### Given request
Reproduce every line of the listing as written, apart from the pictures.
═════ Dataset content ═════
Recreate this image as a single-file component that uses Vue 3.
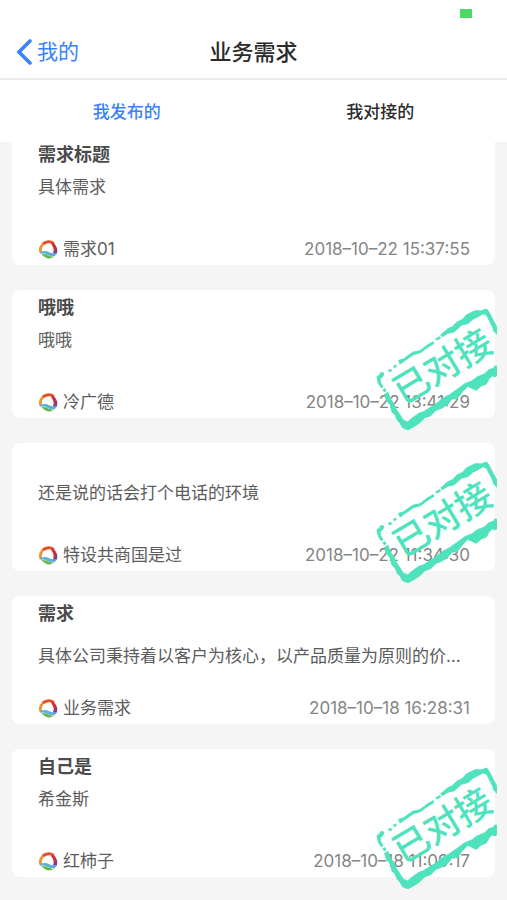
<template>
  <div class="page">
    <header class="top">
      <div class="status-bar"><span class="battery"></span></div>
      <div class="nav-bar">
        <button class="back" type="button">
          <svg class="back-icon" viewBox="0 0 16 26" aria-hidden="true">
            <path d="M14 2 L3 13 L14 24" fill="none" stroke="currentColor" stroke-width="3.6" stroke-linecap="round" />
          </svg>
          <span>我的</span>
        </button>
        <h1 class="nav-title">业务需求</h1>
      </div>
      <nav class="tabs">
        <button
          v-for="tab in tabs"
          :key="tab.key"
          type="button"
          class="tab"
          :class="{ active: tab.key === current }"
          @click="current = tab.key"
        >{{ tab.name }}</button>
      </nav>
    </header>

    <main class="list">
      <article v-for="item in list" :key="item.time" class="card">
        <h2 class="card-title">{{ item.title }}</h2>
        <p class="card-desc" :class="{ long: item.desc.length > 20 }">{{ item.desc }}</p>
        <div class="card-foot">
          <svg class="logo" viewBox="0 0 54 54" aria-hidden="true">
            <path d="M6 37 A23 23 0 0 1 17 7" fill="none" stroke="#f0932c" stroke-width="8" />
            <path d="M12 11 A23 23 0 0 1 42 10" fill="none" stroke="#e2502c" stroke-width="8" />
            <path d="M38 6 Q54 17 51 35 L40 38 Q45 25 35 13 Z" fill="#cf2f35" />
            <path d="M50 20 Q55 32 48 42 L39 38 Q47 32 50 20" fill="#7b3f9b" />
            <path d="M3 35 Q18 27 29 35 Q39 40 50 37 L45 46 Q34 48 23 42 Q14 37 4 39 Z" fill="#5cb0dc" />
            <path d="M7 40 Q20 39 28 45 Q34 48 43 47 Q25 61 7 40" fill="#66b54b" />
          </svg>
          <span class="name">{{ item.name }}</span>
          <time class="time">{{ item.time }}</time>
        </div>
        <svg v-if="item.done" class="stamp" viewBox="48 54 363 372" role="img" aria-label="已对接">
          <g class="stamp-border">
            <path d="M116 211 L130 207 L158 187 L180 182 L202 165 L220 155 L221 161 L204 171 L181 188 L160 194 L136 211 L120 222 Z" />
            <path d="M227 147 L238 140 L242 144 L231 150 Z" />
            <path d="M242 135 L264 116 L278 110 L290 97 L308 88 L319 75 L346 62 L363 63 L380 57 L387 67 L411 113 L411 133 L402 124 L398 111 L380 76 L369 71 L354 80 L338 88 L325 100 L304 106 L283 125 L263 130 L247 140 Z" />
            <path d="M51 260 L58 256 L63 247 L72 250 L68 260 L60 266 L61 277 L69 290 L64 293 L55 280 Z" />
            <path d="M86 240 L93 238 L94 244 L88 245 Z M101 228 L107 225 L109 230 L103 233 Z M69 299 L75 296 L78 302 L72 305 Z" />
            <path d="M74 313 L84 307 L90 325 L100 339 L108 357 L122 378 L130 391 L143 396 L158 383 L177 370 L191 365 L208 354 L228 342 L248 325 L269 314 L289 300 L315 281 L337 272 L351 261 L373 252 L387 239 L401 235 L404 228 L411 229 L411 257 L402 261 L397 257 L387 266 L379 282 L363 288 L349 301 L332 293 L323 289 L306 307 L291 326 L276 327 L264 342 L246 354 L228 361 L212 377 L194 383 L181 397 L168 406 L156 413 L144 419 L128 413 L120 399 L112 391 L105 374 L96 366 L91 345 L79 330 Z" />
          </g>
          <text class="stamp-text" transform="translate(247 229) rotate(-31)" x="0" y="39" text-anchor="middle">已对接</text>
        </svg>
      </article>
    </main>
  </div>
</template>

<script setup>
import { ref } from 'vue'

// 顶部选项卡
const tabs = [
  { key: 'publish', name: '我发布的' },
  { key: 'docking', name: '我对接的' }
]
const current = ref('publish')

// 需求列表，done 表示已对接
const list = ref([
  { title: '需求标题', desc: '具体需求', name: '需求01', time: '2018–10–22 15:37:55', done: false },
  { title: '哦哦', desc: '哦哦', name: '冷广德', time: '2018–10–22 13:41:29', done: true },
  { title: '', desc: '还是说的话会打个电话的环境', name: '特设共商国是过', time: '2018–10–22 11:34:30', done: true },
  {
    title: '需求',
    desc: '具体公司秉持着以客户为核心，以产品质量为原则的价…',
    name: '业务需求',
    time: '2018–10–18 16:28:31',
    done: false
  },
  { title: '自己是', desc: '希金斯', name: '红柿子', time: '2018–10–18 11:09:17', done: true }
])
</script>

<style>
body {
  margin: 0;
  background: #f5f5f5;
}
</style>

<style scoped>
.page {
  min-height: 100vh;
  overflow: hidden;
  background: #f5f5f5;
  color: #5c5c5c;
  font-family: Inter, "Noto Sans CJK SC", sans-serif;
}

.top {
  position: relative;
  z-index: 2;
  background: #fff;
}

.status-bar {
  display: flex;
  justify-content: flex-end;
  height: 26px;
  padding: 0 35px;
}

.battery {
  width: 12px;
  height: 9px;
  margin-top: 9px;
  background: #4cd964;
}

.nav-bar {
  display: grid;
  grid-template-columns: 1fr auto 1fr;
  align-items: center;
  height: 52px;
  padding: 0 16px;
  border-bottom: 2px solid #ebebeb;
}

button {
  padding: 0;
  border: 0;
  background: none;
  font-family: inherit;
  cursor: pointer;
}

.back {
  display: flex;
  align-items: center;
  gap: 5px;
  color: #3b82f7;
  font-size: 21px;
  line-height: 30px;
}

.back-icon {
  width: 16px;
  height: 26px;
}

.nav-title {
  margin: 0;
  color: #2b2b2b;
  font-size: 22px;
  font-weight: 500;
  line-height: 30px;
}

.tabs {
  display: flex;
  height: 62px;
}

.tab {
  flex: 1;
  padding-bottom: 2px;
  color: #2b2b2b;
  font-size: 17px;
  font-weight: 500;
}

.tab.active {
  color: #3b82f7;
}

/* 列表滚动后首张卡片被顶部遮住一点 */
.list {
  display: flex;
  flex-direction: column;
  gap: 25px;
  margin-top: -5px;
  padding: 0 12px 24px;
}

.card {
  position: relative;
  display: flex;
  flex-direction: column;
  height: 128px;
  padding: 0 25px 0 26px;
  box-sizing: border-box;
  border-radius: 8px;
  background: #fff;
}

.card-title {
  height: 34px;
  margin: 0;
  color: #4a4a4a;
  font-size: 18px;
  font-weight: 700;
  line-height: 35px;
}

.card-desc {
  height: 52px;
  margin: 0;
  overflow: hidden;
  font-size: 17px;
  line-height: 32px;
  white-space: nowrap;
  text-overflow: ellipsis;
}

.card-desc.long {
  line-height: 52px;
}

.card-foot {
  display: flex;
  align-items: center;
  height: 24px;
  margin-top: 14px;
  font-size: 17px;
  line-height: 24px;
}

.logo {
  width: 19px;
  height: 19px;
  margin: 0 5px 0 1px;
}

.time {
  margin-left: auto;
  color: #858585;
}

.stamp {
  position: absolute;
  top: 18px;
  right: -2px;
  width: 121px;
  height: 124px;
}

.stamp-border {
  fill: #4fe3bd;
  stroke: #4fe3bd;
  stroke-width: 3px;
  stroke-linejoin: round;
}

.stamp-text {
  fill: #4fe3bd;
  font-family: "Noto Sans CJK SC", sans-serif;
  font-size: 108px;
  font-weight: 500;
}
</style>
═════
### Full answer
Recreate this image as a single-file component that uses Vue 3.
<template>
  <div class="page">
    <header class="top">
      <div class="status-bar"><span class="battery"></span></div>
      <div class="nav-bar">
        <button class="back" type="button">
          <svg class="back-icon" viewBox="0 0 16 26" aria-hidden="true">
            <path d="M14 2 L3 13 L14 24" fill="none" stroke="currentColor" stroke-width="3.6" stroke-linecap="round" />
          </svg>
          <span>我的</span>
        </button>
        <h1 class="nav-title">业务需求</h1>
      </div>
      <nav class="tabs">
        <button
          v-for="tab in tabs"
          :key="tab.key"
          type="button"
          class="tab"
          :class="{ active: tab.key === current }"
          @click="current = tab.key"
        >{{ tab.name }}</button>
      </nav>
    </header>

    <main class="list">
      <article v-for="item in list" :key="item.time" class="card">
        <h2 class="card-title">{{ item.title }}</h2>
        <p class="card-desc" :class="{ long: item.desc.length > 20 }">{{ item.desc }}</p>
        <div class="card-foot">
          <svg class="logo" viewBox="0 0 54 54" aria-hidden="true">
            <path d="M6 37 A23 23 0 0 1 17 7" fill="none" stroke="#f0932c" stroke-width="8" />
            <path d="M12 11 A23 23 0 0 1 42 10" fill="none" stroke="#e2502c" stroke-width="8" />
            <path d="M38 6 Q54 17 51 35 L40 38 Q45 25 35 13 Z" fill="#cf2f35" />
            <path d="M50 20 Q55 32 48 42 L39 38 Q47 32 50 20" fill="#7b3f9b" />
            <path d="M3 35 Q18 27 29 35 Q39 40 50 37 L45 46 Q34 48 23 42 Q14 37 4 39 Z" fill="#5cb0dc" />
            <path d="M7 40 Q20 39 28 45 Q34 48 43 47 Q25 61 7 40" fill="#66b54b" />
          </svg>
          <span class="name">{{ item.name }}</span>
          <time class="time">{{ item.time }}</time>
        </div>
        <svg v-if="item.done" class="stamp" viewBox="48 54 363 372" role="img" aria-label="已对接">
          <g class="stamp-border">
            <path d="M116 211 L130 207 L158 187 L180 182 L202 165 L220 155 L221 161 L204 171 L181 188 L160 194 L136 211 L120 222 Z" />
            <path d="M227 147 L238 140 L242 144 L231 150 Z" />
            <path d="M242 135 L264 116 L278 110 L290 97 L308 88 L319 75 L346 62 L363 63 L380 57 L387 67 L411 113 L411 133 L402 124 L398 111 L380 76 L369 71 L354 80 L338 88 L325 100 L304 106 L283 125 L263 130 L247 140 Z" />
            <path d="M51 260 L58 256 L63 247 L72 250 L68 260 L60 266 L61 277 L69 290 L64 293 L55 280 Z" />
            <path d="M86 240 L93 238 L94 244 L88 245 Z M101 228 L107 225 L109 230 L103 233 Z M69 299 L75 296 L78 302 L72 305 Z" />
            <path d="M74 313 L84 307 L90 325 L100 339 L108 357 L122 378 L130 391 L143 396 L158 383 L177 370 L191 365 L208 354 L228 342 L248 325 L269 314 L289 300 L315 281 L337 272 L351 261 L373 252 L387 239 L401 235 L404 228 L411 229 L411 257 L402 261 L397 257 L387 266 L379 282 L363 288 L349 301 L332 293 L323 289 L306 307 L291 326 L276 327 L264 342 L246 354 L228 361 L212 377 L194 383 L181 397 L168 406 L156 413 L144 419 L128 413 L120 399 L112 391 L105 374 L96 366 L91 345 L79 330 Z" />
          </g>
          <text class="stamp-text" transform="translate(247 229) rotate(-31)" x="0" y="39" text-anchor="middle">已对接</text>
        </svg>
      </article>
    </main>
  </div>
</template>

<script setup>
import { ref } from 'vue'

// 顶部选项卡
const tabs = [
  { key: 'publish', name: '我发布的' },
  { key: 'docking', name: '我对接的' }
]
const current = ref('publish')

// 需求列表，done 表示已对接
const list = ref([
  { title: '需求标题', desc: '具体需求', name: '需求01', time: '2018–10–22 15:37:55', done: false },
  { title: '哦哦', desc: '哦哦', name: '冷广德', time: '2018–10–22 13:41:29', done: true },
  { title: '', desc: '还是说的话会打个电话的环境', name: '特设共商国是过', time: '2018–10–22 11:34:30', done: true },
  {
    title: '需求',
    desc: '具体公司秉持着以客户为核心，以产品质量为原则的价…',
    name: '业务需求',
    time: '2018–10–18 16:28:31',
    done: false
  },
  { title: '自己是', desc: '希金斯', name: '红柿子', time: '2018–10–18 11:09:17', done: true }
])
</script>

<style>
body {
  margin: 0;
  background: #f5f5f5;
}
</style>

<style scoped>
.page {
  min-height: 100vh;
  overflow: hidden;
  background: #f5f5f5;
  color: #5c5c5c;
  font-family: Inter, "Noto Sans CJK SC", sans-serif;
}

.top {
  position: relative;
  z-index: 2;
  background: #fff;
}

.status-bar {
  display: flex;
  justify-content: flex-end;
  height: 26px;
  padding: 0 35px;
}

.battery {
  width: 12px;
  height: 9px;
  margin-top: 9px;
  background: #4cd964;
}

.nav-bar {
  display: grid;
  grid-template-columns: 1fr auto 1fr;
  align-items: center;
  height: 52px;
  padding: 0 16px;
  border-bottom: 2px solid #ebebeb;
}

button {
  padding: 0;
  border: 0;
  background: none;
  font-family: inherit;
  cursor: pointer;
}

.back {
  display: flex;
  align-items: center;
  gap: 5px;
  color: #3b82f7;
  font-size: 21px;
  line-height: 30px;
}

.back-icon {
  width: 16px;
  height: 26px;
}

.nav-title {
  margin: 0;
  color: #2b2b2b;
  font-size: 22px;
  font-weight: 500;
  line-height: 30px;
}

.tabs {
  display: flex;
  height: 62px;
}

.tab {
  flex: 1;
  padding-bottom: 2px;
  color: #2b2b2b;
  font-size: 17px;
  font-weight: 500;
}

.tab.active {
  color: #3b82f7;
}

/* 列表滚动后首张卡片被顶部遮住一点 */
.list {
  display: flex;
  flex-direction: column;
  gap: 25px;
  margin-top: -5px;
  padding: 0 12px 24px;
}

.card {
  position: relative;
  display: flex;
  flex-direction: column;
  height: 128px;
  padding: 0 25px 0 26px;
  box-sizing: border-box;
  border-radius: 8px;
  background: #fff;
}

.card-title {
  height: 34px;
  margin: 0;
  color: #4a4a4a;
  font-size: 18px;
  font-weight: 700;
  line-height: 35px;
}

.card-desc {
  height: 52px;
  margin: 0;
  overflow: hidden;
  font-size: 17px;
  line-height: 32px;
  white-space: nowrap;
  text-overflow: ellipsis;
}

.card-desc.long {
  line-height: 52px;
}

.card-foot {
  display: flex;
  align-items: center;
  height: 24px;
  margin-top: 14px;
  font-size: 17px;
  line-height: 24px;
}

.logo {
  width: 19px;
  height: 19px;
  margin: 0 5px 0 1px;
}

.time {
  margin-left: auto;
  color: #858585;
}

.stamp {
  position: absolute;
  top: 18px;
  right: -2px;
  width: 121px;
  height: 124px;
}

.stamp-border {
  fill: #4fe3bd;
  stroke: #4fe3bd;
  stroke-width: 3px;
  stroke-linejoin: round;
}

.stamp-text {
  fill: #4fe3bd;
  font-family: "Noto Sans CJK SC", sans-serif;
  font-size: 108px;
  font-weight: 500;
}
</style>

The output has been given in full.